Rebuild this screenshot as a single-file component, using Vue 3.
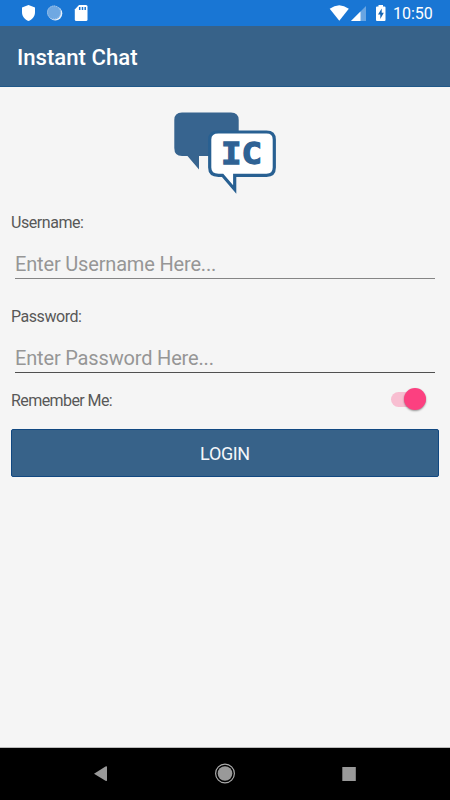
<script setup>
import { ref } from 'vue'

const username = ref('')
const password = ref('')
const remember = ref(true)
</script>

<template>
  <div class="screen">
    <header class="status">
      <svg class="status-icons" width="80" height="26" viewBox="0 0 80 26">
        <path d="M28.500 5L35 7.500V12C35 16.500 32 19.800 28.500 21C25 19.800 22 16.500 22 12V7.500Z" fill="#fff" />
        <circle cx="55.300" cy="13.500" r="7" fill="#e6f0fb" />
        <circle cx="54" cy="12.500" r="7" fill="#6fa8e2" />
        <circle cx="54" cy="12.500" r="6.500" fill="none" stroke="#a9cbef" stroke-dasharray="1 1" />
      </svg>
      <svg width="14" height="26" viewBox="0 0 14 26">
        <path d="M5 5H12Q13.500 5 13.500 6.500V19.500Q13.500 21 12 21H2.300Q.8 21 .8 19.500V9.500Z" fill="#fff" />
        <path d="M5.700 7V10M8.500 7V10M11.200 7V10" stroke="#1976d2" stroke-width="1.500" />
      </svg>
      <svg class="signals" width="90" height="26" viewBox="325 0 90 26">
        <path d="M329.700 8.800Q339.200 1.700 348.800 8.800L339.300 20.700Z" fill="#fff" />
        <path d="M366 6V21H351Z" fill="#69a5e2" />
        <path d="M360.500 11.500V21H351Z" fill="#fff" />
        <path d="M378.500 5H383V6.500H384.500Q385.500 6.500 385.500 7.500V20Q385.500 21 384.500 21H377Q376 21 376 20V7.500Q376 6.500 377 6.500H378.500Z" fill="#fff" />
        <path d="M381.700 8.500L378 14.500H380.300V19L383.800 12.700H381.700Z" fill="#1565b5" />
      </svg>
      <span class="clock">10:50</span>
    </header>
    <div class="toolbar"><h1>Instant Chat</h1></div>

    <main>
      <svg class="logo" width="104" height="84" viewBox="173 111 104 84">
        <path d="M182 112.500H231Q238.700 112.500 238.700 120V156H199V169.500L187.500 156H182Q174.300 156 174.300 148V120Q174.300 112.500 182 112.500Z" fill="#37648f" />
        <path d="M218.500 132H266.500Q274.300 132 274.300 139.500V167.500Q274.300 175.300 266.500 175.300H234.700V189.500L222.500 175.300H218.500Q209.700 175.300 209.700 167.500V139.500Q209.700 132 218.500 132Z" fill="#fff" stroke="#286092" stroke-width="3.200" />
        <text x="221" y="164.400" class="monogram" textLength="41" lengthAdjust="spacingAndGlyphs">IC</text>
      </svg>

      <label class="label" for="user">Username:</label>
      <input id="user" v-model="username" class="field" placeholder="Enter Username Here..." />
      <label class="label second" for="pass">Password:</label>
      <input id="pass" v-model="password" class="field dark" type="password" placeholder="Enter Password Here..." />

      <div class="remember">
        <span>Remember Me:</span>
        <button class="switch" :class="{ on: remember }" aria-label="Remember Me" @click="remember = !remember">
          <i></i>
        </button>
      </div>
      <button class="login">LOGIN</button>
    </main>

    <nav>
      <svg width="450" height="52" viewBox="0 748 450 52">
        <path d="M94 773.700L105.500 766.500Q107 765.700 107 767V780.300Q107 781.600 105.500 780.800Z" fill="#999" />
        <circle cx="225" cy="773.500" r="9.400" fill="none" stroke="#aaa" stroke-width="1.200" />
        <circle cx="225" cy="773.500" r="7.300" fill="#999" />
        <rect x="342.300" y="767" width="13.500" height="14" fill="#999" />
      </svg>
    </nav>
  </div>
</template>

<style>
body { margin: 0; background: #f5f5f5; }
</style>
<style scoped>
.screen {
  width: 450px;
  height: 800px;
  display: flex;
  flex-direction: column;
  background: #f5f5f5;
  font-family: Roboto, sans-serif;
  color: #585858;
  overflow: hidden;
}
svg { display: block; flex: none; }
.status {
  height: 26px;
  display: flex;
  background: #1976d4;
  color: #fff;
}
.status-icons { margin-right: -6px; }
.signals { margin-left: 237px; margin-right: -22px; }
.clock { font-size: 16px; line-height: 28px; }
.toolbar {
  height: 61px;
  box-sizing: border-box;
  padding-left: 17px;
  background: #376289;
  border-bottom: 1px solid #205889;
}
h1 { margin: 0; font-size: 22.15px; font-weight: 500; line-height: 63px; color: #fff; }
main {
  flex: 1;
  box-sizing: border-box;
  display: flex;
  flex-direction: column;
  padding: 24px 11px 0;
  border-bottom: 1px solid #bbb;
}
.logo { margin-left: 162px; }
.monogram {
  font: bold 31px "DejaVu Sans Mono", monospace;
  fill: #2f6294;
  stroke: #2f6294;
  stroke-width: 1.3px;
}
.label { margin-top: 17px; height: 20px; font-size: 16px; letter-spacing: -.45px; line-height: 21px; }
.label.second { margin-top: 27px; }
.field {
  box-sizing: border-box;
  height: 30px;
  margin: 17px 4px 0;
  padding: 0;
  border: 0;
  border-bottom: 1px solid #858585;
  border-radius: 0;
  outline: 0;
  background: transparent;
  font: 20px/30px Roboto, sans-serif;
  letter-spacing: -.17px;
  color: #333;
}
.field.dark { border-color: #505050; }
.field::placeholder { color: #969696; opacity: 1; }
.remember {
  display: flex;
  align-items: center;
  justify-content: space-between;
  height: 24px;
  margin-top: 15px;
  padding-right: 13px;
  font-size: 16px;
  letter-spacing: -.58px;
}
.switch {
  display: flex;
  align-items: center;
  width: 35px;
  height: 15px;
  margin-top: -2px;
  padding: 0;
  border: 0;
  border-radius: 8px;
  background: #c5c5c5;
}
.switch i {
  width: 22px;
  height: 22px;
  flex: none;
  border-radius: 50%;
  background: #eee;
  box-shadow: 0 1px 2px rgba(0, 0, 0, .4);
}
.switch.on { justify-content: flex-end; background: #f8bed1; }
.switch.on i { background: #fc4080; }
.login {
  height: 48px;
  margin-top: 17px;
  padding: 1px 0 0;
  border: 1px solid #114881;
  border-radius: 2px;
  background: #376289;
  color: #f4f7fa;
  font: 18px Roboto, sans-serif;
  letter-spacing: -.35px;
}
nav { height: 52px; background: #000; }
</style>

━━━━━━━━━━━━━━━━━━━━━━━━━━━━━━

STATED GOAL: Copy out all of the data word for word. Do not carry over any picture.

FULL ANSWER:
Rebuild this screenshot as a single-file component, using Vue 3.
<script setup>
import { ref } from 'vue'

const username = ref('')
const password = ref('')
const remember = ref(true)
</script>

<template>
  <div class="screen">
    <header class="status">
      <svg class="status-icons" width="80" height="26" viewBox="0 0 80 26">
        <path d="M28.500 5L35 7.500V12C35 16.500 32 19.800 28.500 21C25 19.800 22 16.500 22 12V7.500Z" fill="#fff" />
        <circle cx="55.300" cy="13.500" r="7" fill="#e6f0fb" />
        <circle cx="54" cy="12.500" r="7" fill="#6fa8e2" />
        <circle cx="54" cy="12.500" r="6.500" fill="none" stroke="#a9cbef" stroke-dasharray="1 1" />
      </svg>
      <svg width="14" height="26" viewBox="0 0 14 26">
        <path d="M5 5H12Q13.500 5 13.500 6.500V19.500Q13.500 21 12 21H2.300Q.8 21 .8 19.500V9.500Z" fill="#fff" />
        <path d="M5.700 7V10M8.500 7V10M11.200 7V10" stroke="#1976d2" stroke-width="1.500" />
      </svg>
      <svg class="signals" width="90" height="26" viewBox="325 0 90 26">
        <path d="M329.700 8.800Q339.200 1.700 348.800 8.800L339.300 20.700Z" fill="#fff" />
        <path d="M366 6V21H351Z" fill="#69a5e2" />
        <path d="M360.500 11.500V21H351Z" fill="#fff" />
        <path d="M378.500 5H383V6.500H384.500Q385.500 6.500 385.500 7.500V20Q385.500 21 384.500 21H377Q376 21 376 20V7.500Q376 6.500 377 6.500H378.500Z" fill="#fff" />
        <path d="M381.700 8.500L378 14.500H380.300V19L383.800 12.700H381.700Z" fill="#1565b5" />
      </svg>
      <span class="clock">10:50</span>
    </header>
    <div class="toolbar"><h1>Instant Chat</h1></div>

    <main>
      <svg class="logo" width="104" height="84" viewBox="173 111 104 84">
        <path d="M182 112.500H231Q238.700 112.500 238.700 120V156H199V169.500L187.500 156H182Q174.300 156 174.300 148V120Q174.300 112.500 182 112.500Z" fill="#37648f" />
        <path d="M218.500 132H266.500Q274.300 132 274.300 139.500V167.500Q274.300 175.300 266.500 175.300H234.700V189.500L222.500 175.300H218.500Q209.700 175.300 209.700 167.500V139.500Q209.700 132 218.500 132Z" fill="#fff" stroke="#286092" stroke-width="3.200" />
        <text x="221" y="164.400" class="monogram" textLength="41" lengthAdjust="spacingAndGlyphs">IC</text>
      </svg>

      <label class="label" for="user">Username:</label>
      <input id="user" v-model="username" class="field" placeholder="Enter Username Here..." />
      <label class="label second" for="pass">Password:</label>
      <input id="pass" v-model="password" class="field dark" type="password" placeholder="Enter Password Here..." />

      <div class="remember">
        <span>Remember Me:</span>
        <button class="switch" :class="{ on: remember }" aria-label="Remember Me" @click="remember = !remember">
          <i></i>
        </button>
      </div>
      <button class="login">LOGIN</button>
    </main>

    <nav>
      <svg width="450" height="52" viewBox="0 748 450 52">
        <path d="M94 773.700L105.500 766.500Q107 765.700 107 767V780.300Q107 781.600 105.500 780.800Z" fill="#999" />
        <circle cx="225" cy="773.500" r="9.400" fill="none" stroke="#aaa" stroke-width="1.200" />
        <circle cx="225" cy="773.500" r="7.300" fill="#999" />
        <rect x="342.300" y="767" width="13.500" height="14" fill="#999" />
      </svg>
    </nav>
  </div>
</template>

<style>
body { margin: 0; background: #f5f5f5; }
</style>
<style scoped>
.screen {
  width: 450px;
  height: 800px;
  display: flex;
  flex-direction: column;
  background: #f5f5f5;
  font-family: Roboto, sans-serif;
  color: #585858;
  overflow: hidden;
}
svg { display: block; flex: none; }
.status {
  height: 26px;
  display: flex;
  background: #1976d4;
  color: #fff;
}
.status-icons { margin-right: -6px; }
.signals { margin-left: 237px; margin-right: -22px; }
.clock { font-size: 16px; line-height: 28px; }
.toolbar {
  height: 61px;
  box-sizing: border-box;
  padding-left: 17px;
  background: #376289;
  border-bottom: 1px solid #205889;
}
h1 { margin: 0; font-size: 22.15px; font-weight: 500; line-height: 63px; color: #fff; }
main {
  flex: 1;
  box-sizing: border-box;
  display: flex;
  flex-direction: column;
  padding: 24px 11px 0;
  border-bottom: 1px solid #bbb;
}
.logo { margin-left: 162px; }
.monogram {
  font: bold 31px "DejaVu Sans Mono", monospace;
  fill: #2f6294;
  stroke: #2f6294;
  stroke-width: 1.3px;
}
.label { margin-top: 17px; height: 20px; font-size: 16px; letter-spacing: -.45px; line-height: 21px; }
.label.second { margin-top: 27px; }
.field {
  box-sizing: border-box;
  height: 30px;
  margin: 17px 4px 0;
  padding: 0;
  border: 0;
  border-bottom: 1px solid #858585;
  border-radius: 0;
  outline: 0;
  background: transparent;
  font: 20px/30px Roboto, sans-serif;
  letter-spacing: -.17px;
  color: #333;
}
.field.dark { border-color: #505050; }
.field::placeholder { color: #969696; opacity: 1; }
.remember {
  display: flex;
  align-items: center;
  justify-content: space-between;
  height: 24px;
  margin-top: 15px;
  padding-right: 13px;
  font-size: 16px;
  letter-spacing: -.58px;
}
.switch {
  display: flex;
  align-items: center;
  width: 35px;
  height: 15px;
  margin-top: -2px;
  padding: 0;
  border: 0;
  border-radius: 8px;
  background: #c5c5c5;
}
.switch i {
  width: 22px;
  height: 22px;
  flex: none;
  border-radius: 50%;
  background: #eee;
  box-shadow: 0 1px 2px rgba(0, 0, 0, .4);
}
.switch.on { justify-content: flex-end; background: #f8bed1; }
.switch.on i { background: #fc4080; }
.login {
  height: 48px;
  margin-top: 17px;
  padding: 1px 0 0;
  border: 1px solid #114881;
  border-radius: 2px;
  background: #376289;
  color: #f4f7fa;
  font: 18px Roboto, sans-serif;
  letter-spacing: -.35px;
}
nav { height: 52px; background: #000; }
</style>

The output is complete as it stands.